Correct Answer: Both are incorrect (Money Bills can be introduced only in Lok Sabha, and Rajya Sabha cannot reject them).
Mains Practice Questions
Money Bill – Constitutional Provisions
Question: Discuss the constitutional provisions related to a Money Bill in India. How does it differ from a Financial Bill?
(UPSC GS Paper 2 – Polity)
Aadhaar Bill & Bicameralism
Question: Critically analyze the implications of certifying the Aadhaar Bill as a Money Bill. Do you think it undermines the spirit of bicameralism?
(UPSC GS Paper 2 – Polity)
Money Bill in India - FAQs Answered
What is a Money Bill in India under Article 110?
A Money Bill is a special type of legislation defined under Article 110 of the Indian Constitution that deals exclusively with matters related to taxation, government expenditure, Consolidated Fund of India, and government borrowing.
Who decides whether a bill is a Money Bill in India?
The Speaker of the Lok Sabha has the final authority to certify a bill as a Money Bill, and this decision cannot be challenged in any court.
Can the Rajya Sabha amend or reject a Money Bill?
No. The Rajya Sabha can only offer recommendations, which the Lok Sabha may accept or reject. The Upper House cannot amend or reject a Money Bill.
Why can Money Bills be introduced only in the Lok Sabha?

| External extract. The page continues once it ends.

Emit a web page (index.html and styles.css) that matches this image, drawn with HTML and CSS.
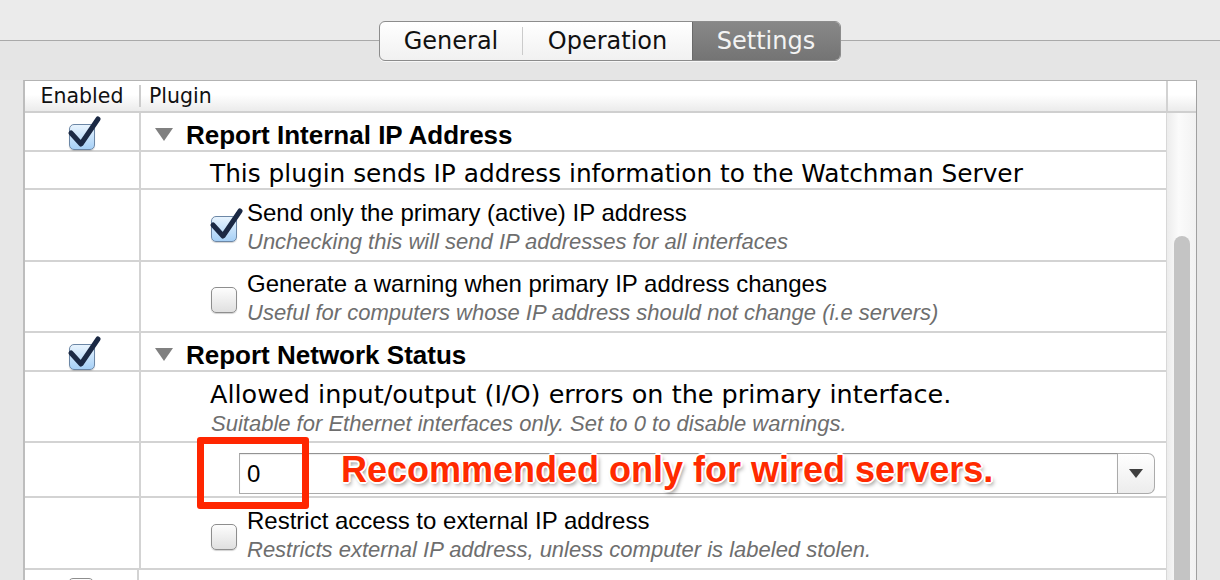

Since financial control lies with the Directly Elected House, the Lok Sabha alone can introduce a Money Bill with prior recommendation from the President of India.
What is the difference between a Money Bill and a Financial Bill?
A Money Bill deals strictly with matters listed under Article 110, while a Financial Bill may include financial as well as non-financial provisions. The Rajya Sabha has more powers over Financial Bills than Money Bills.